Historically, the Bouyei are considered part of the great Tai race, which is dispersed from central China all the way to Southeast Asia, and as far west as northeast India. Although the centuries have caused the Tai race to fragment into separate entities with their own customs and languages, there remain unmistakable ethno-linguistic similarities between the various Tai peoples. The Bouyei of Guizhou, for example, share much in common with the Zhuang of Guangxi—the largest ethnic minority group in China with a population of nearly 20 million people.
The Bouyei themselves, however, often claim Han ancestry, and are not keen to identify themselves as minority people. Missionary Samuel Clarke, who lived among them for decades, offered this theory regarding the historical background of the Bouyei:
"Wherever the Bouyei are found in Guizhou, they invariably assert that their ancestors were Chinese who came from the province of Jiangxi, and many of them name the prefecture and county from which their forefathers came....
Before the Chinese really occupied the province and systematically colonized it, there had been frequent wars and military demonstrations against the turbulent Miao.

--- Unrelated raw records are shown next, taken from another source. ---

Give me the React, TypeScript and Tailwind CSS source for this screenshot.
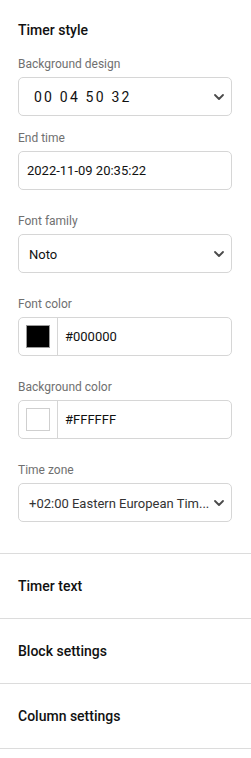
import { ChevronDown } from "lucide-react"

type FieldProps = {
  label: string
  className?: string
  children: React.ReactNode
}

function Field({ label, className, children }: FieldProps) {
  return (
    <div className={className}>
      <div className="mb-[5px] text-[12px] leading-4 text-[#707070]">{label}</div>
      {children}
    </div>
  )
}

function SelectBox({ children }: { children: React.ReactNode }) {
  return (
    <div className="flex h-[39px] items-center justify-between rounded-[5px] border border-[#d6d6d6] bg-white pl-[10px] pr-[4px]">
      <div className="min-w-0 flex-1 whitespace-nowrap">{children}</div>
      <ChevronDown className="h-4 w-4 shrink-0 text-[#4a4a4a]" strokeWidth={2.75} />
    </div>
  )
}

function ColorInput({ color, value, dark }: { color: string; value: string; dark?: boolean }) {
  return (
    <div className="flex h-[39px] items-center rounded-[5px] border border-[#d6d6d6] bg-white">
      <div className="flex h-full w-[39px] items-center justify-center border-r border-[#d6d6d6]">
        <div
          className={`h-[23px] w-[24px] border ${dark ? "border-[#9a9a9a]" : "border-[#cfcfcf]"}`}
          style={{ backgroundColor: color }}
        />
      </div>
      <div className="pl-[7px] text-[13px] text-[#111]">{value}</div>
    </div>
  )
}

const sections = ["Timer text", "Block settings", "Column settings"]

export default function App() {
  return (
    <div className="w-[251px] bg-white font-['Roboto',sans-serif] text-[#111]">
      <div className="pt-5 pr-[19px] pb-[31px] pl-[18px]">
        <h2 className="text-[14px] font-medium leading-5">Timer style</h2>

        <Field label="Background design" className="mt-4">
          <SelectBox>
            <span className="pl-[5px] text-[14px] tracking-[2.2px] text-[#111]">00 04 50 32</span>
          </SelectBox>
        </Field>

        <Field label="End time" className="mt-[14px]">
          <div className="flex h-[39px] items-center rounded-[5px] border border-[#d6d6d6] bg-white pl-[8px] text-[13px]">
            2022-11-09 20:35:22
          </div>
        </Field>

        <Field label="Font family" className="mt-[23px]">
          <SelectBox>
            <span className="text-[13px]">Noto</span>
          </SelectBox>
        </Field>

        <Field label="Font color" className="mt-[23px]">
          <ColorInput color="#000000" value="#000000" dark />
        </Field>

        <Field label="Background color" className="mt-[23px]">
          <ColorInput color="#ffffff" value="#FFFFFF" />
        </Field>

        <Field label="Time zone" className="mt-[23px]">
          <SelectBox>
            <span className="text-[13px] text-[#333]">+02:00 Eastern European Tim...</span>
          </SelectBox>
        </Field>
      </div>

      {sections.map((title) => (
        <div
          key={title}
          className="flex h-[65px] items-center border-t border-[#dcdcdc] px-[18px] text-[14px] font-medium"
        >
          {title}
        </div>
      ))}
      <div className="border-t border-[#dcdcdc]" />
    </div>
  )
}
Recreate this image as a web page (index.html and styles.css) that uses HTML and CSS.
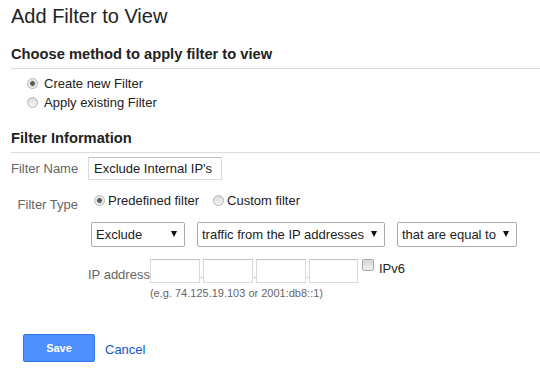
FILE: index.html
```html
<!DOCTYPE html>
<html>
  <head>
    <title>Add Filter to View</title>
    <meta name="viewport" content="width=device-width, initial-scale=1.0" />
    <link rel="stylesheet" href="styles.css">
  </head>
  <body>
    <div class="page">
      <h1 class="page-title">Add Filter to View</h1>

      <h2 class="section-title">Choose method to apply filter to view</h2>
      <div class="method-list">
        <label class="method-option"><input type="radio" name="method" checked /> Create new Filter</label>
        <label class="method-option"><input type="radio" name="method" /> Apply existing Filter</label>
      </div>

      <h2 class="section-title">Filter Information</h2>

      <div class="field-row">
        <span class="field-label">Filter Name</span>
        <input class="text-input" type="text" value="Exclude Internal IP's" />
      </div>

      <div class="field-row type-row">
        <span class="field-label">Filter Type</span>
        <label class="type-option"><input type="radio" name="type" checked /> Predefined filter</label>
        <label class="type-option"><input type="radio" name="type" /> Custom filter</label>
      </div>

      <div class="select-row">
        <div class="select-box select-action">
          <span>Exclude</span>
          <svg class="arrow" width="6" height="6" viewBox="0 0 6 6"><path d="M0 0h6L3 6z" /></svg>
        </div>
        <div class="select-box select-source">
          <span>traffic from the IP addresses</span>
          <svg class="arrow" width="6" height="6" viewBox="0 0 6 6"><path d="M0 0h6L3 6z" /></svg>
        </div>
        <div class="select-box select-match">
          <span>that are equal to</span>
          <svg class="arrow" width="6" height="6" viewBox="0 0 6 6"><path d="M0 0h6L3 6z" /></svg>
        </div>
      </div>

      <div class="ip-row">
        <span class="ip-label">IP address</span>
        <div class="ip-fields">
          <div class="ip-boxes">
            <input class="ip-box" type="text" />
            <span class="ip-dot">.</span>
            <input class="ip-box" type="text" />
            <span class="ip-dot">.</span>
            <input class="ip-box" type="text" />
            <span class="ip-dot">.</span>
            <input class="ip-box" type="text" />
            <label class="ipv6-option"><input type="checkbox" /> IPv6</label>
          </div>
          <div class="ip-hint">(e.g. 74.125.19.103 or 2001:db8::1)</div>
        </div>
      </div>

      <div class="actions">
        <button class="save-button">Save</button>
        <a href="#" class="cancel-link">Cancel</a>
      </div>
    </div>
  </body>
</html>
```

FILE: styles.css
```css
body {
  margin: 0;
  background: #fff;
  color: #222;
  font-family: "Liberation Sans", Arial, sans-serif;
  font-size: 13px;
}
.page {
  padding: 4px 0 0 11px;
}
.page-title {
  margin: 0;
  font-size: 20px;
  font-weight: normal;
  line-height: 24px;
}
.section-title {
  margin: 17px 0 0;
  padding-bottom: 5px;
  border-bottom: 1px solid #dcdcdc;
  font-size: 14.7px;
  line-height: 18px;
}

/* radios */
input[type="radio"] {
  appearance: none;
  width: 11px;
  height: 11px;
  margin: 0;
  border: 1px solid #b4b4b4;
  border-radius: 50%;
  background: linear-gradient(#dcdcdc, #f4f4f4);
}
input[type="radio"]:checked {
  background: radial-gradient(circle, #5a5a5a 0 2px, #d8d8d8 2.6px, #f4f4f4 4.5px);
}
.method-list {
  margin-top: 5px;
  padding-left: 16px;
}
.method-option {
  display: flex;
  align-items: center;
  gap: 6px;
  line-height: 19px;
}

/* form rows */
.field-row {
  display: flex;
  align-items: center;
  margin-top: 4px;
}
.field-label {
  flex-shrink: 0;
  width: 67px;
  margin-right: 10px;
  text-align: right;
  white-space: nowrap;
  color: #666;
}
.text-input {
  box-sizing: border-box;
  width: 134px;
  height: 23px;
  margin: 0;
  padding: 0 5px;
  border: 1px solid #d9d9d9;
  border-top-color: #c0c0c0;
  font: 13px "Liberation Sans", Arial, sans-serif;
  color: #222;
}
.type-row {
  align-items: flex-start;
  margin-top: 11px;
}
.type-row .field-label {
  padding-top: 4px;
  line-height: 19px;
}
.type-option {
  display: flex;
  align-items: center;
  gap: 3px;
  line-height: 19px;
  margin-left: 6px;
}
.type-option + .type-option {
  margin-left: 14px;
}

/* dropdowns */
.select-row {
  display: flex;
  gap: 12px;
  margin: 8px 0 0 80px;
}
.select-box {
  box-sizing: border-box;
  height: 25px;
  display: flex;
  align-items: center;
  justify-content: space-between;
  padding: 0 7px 0 4px;
  border: 1px solid #aaa;
  border-radius: 2px;
  background: #fff;
  white-space: nowrap;
}
.select-action {
  width: 94px;
}
.select-source {
  width: 188px;
}
.select-match {
  width: 120px;
}
.arrow {
  flex-shrink: 0;
  fill: #111;
  margin: 0 0 2px 4px;
}

/* ip address */
.ip-row {
  display: flex;
  margin: 12px 0 0 77px;
}
.ip-label {
  flex-shrink: 0;
  color: #666;
  line-height: 19px;
  padding-top: 6px;
  white-space: nowrap;
}
.ip-boxes {
  display: flex;
  align-items: flex-start;
}
.ip-box {
  box-sizing: border-box;
  width: 50px;
  height: 24px;
  margin: 0;
  border: 1px solid #d9d9d9;
  border-top-color: #c0c0c0;
}
.ip-box:last-of-type {
  width: 49px;
}
.ip-dot {
  width: 3px;
  padding-top: 9px;
  font-size: 11px;
  color: #999;
  text-align: center;
}
.ipv6-option {
  display: flex;
  align-items: flex-start;
  gap: 5px;
  margin-left: 4px;
  line-height: 19px;
  white-space: nowrap;
}
input[type="checkbox"] {
  appearance: none;
  width: 12px;
  height: 12px;
  margin: 0;
  border: 1px solid #a8a8a8;
  border-radius: 2px;
  background: linear-gradient(#d6d6d6, #f2f2f2);
}
.ip-hint {
  margin-top: 3px;
  font-size: 11px;
  line-height: 14px;
  color: #666;
}

/* buttons */
.actions {
  display: flex;
  align-items: center;
  gap: 10px;
  margin: 34px 0 0 12px;
}
.save-button {
  width: 72px;
  height: 28px;
  border: 1px solid #3079ed;
  border-radius: 2px;
  background: #4d90fe;
  color: #fff;
  font: bold 11px "Liberation Sans", Arial, sans-serif;
}
.cancel-link {
  color: #1155cc;
  text-decoration: none;
  padding-top: 2px;
}
```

There were also on these occasions garrisons left in different parts of the country. Some of these soldiers took native women as wives, and formed separate communities, and are now called the 'Old Chinese.' Others of them, or the children of these garrison soldiers, married into Bouyei families. This marrying probably went on for a long period, so that in course of time many of them were really descended from the Chinese, and others were related to them by marriage.... As the Chinese are the superior and ruling race, it is natural that as many as can claim to be related to them should do so."
The great Tai peoples of Southeast Asia adopted Buddhism many centuries ago, and their identities are now interwoven with the religion, making them difficult to reach with the gospel of Jesus Christ. In contrast, groups like the Bouyei remain largely animistic, with the Chinese influences of ancestor worship and Daoism mixed in to their worldview.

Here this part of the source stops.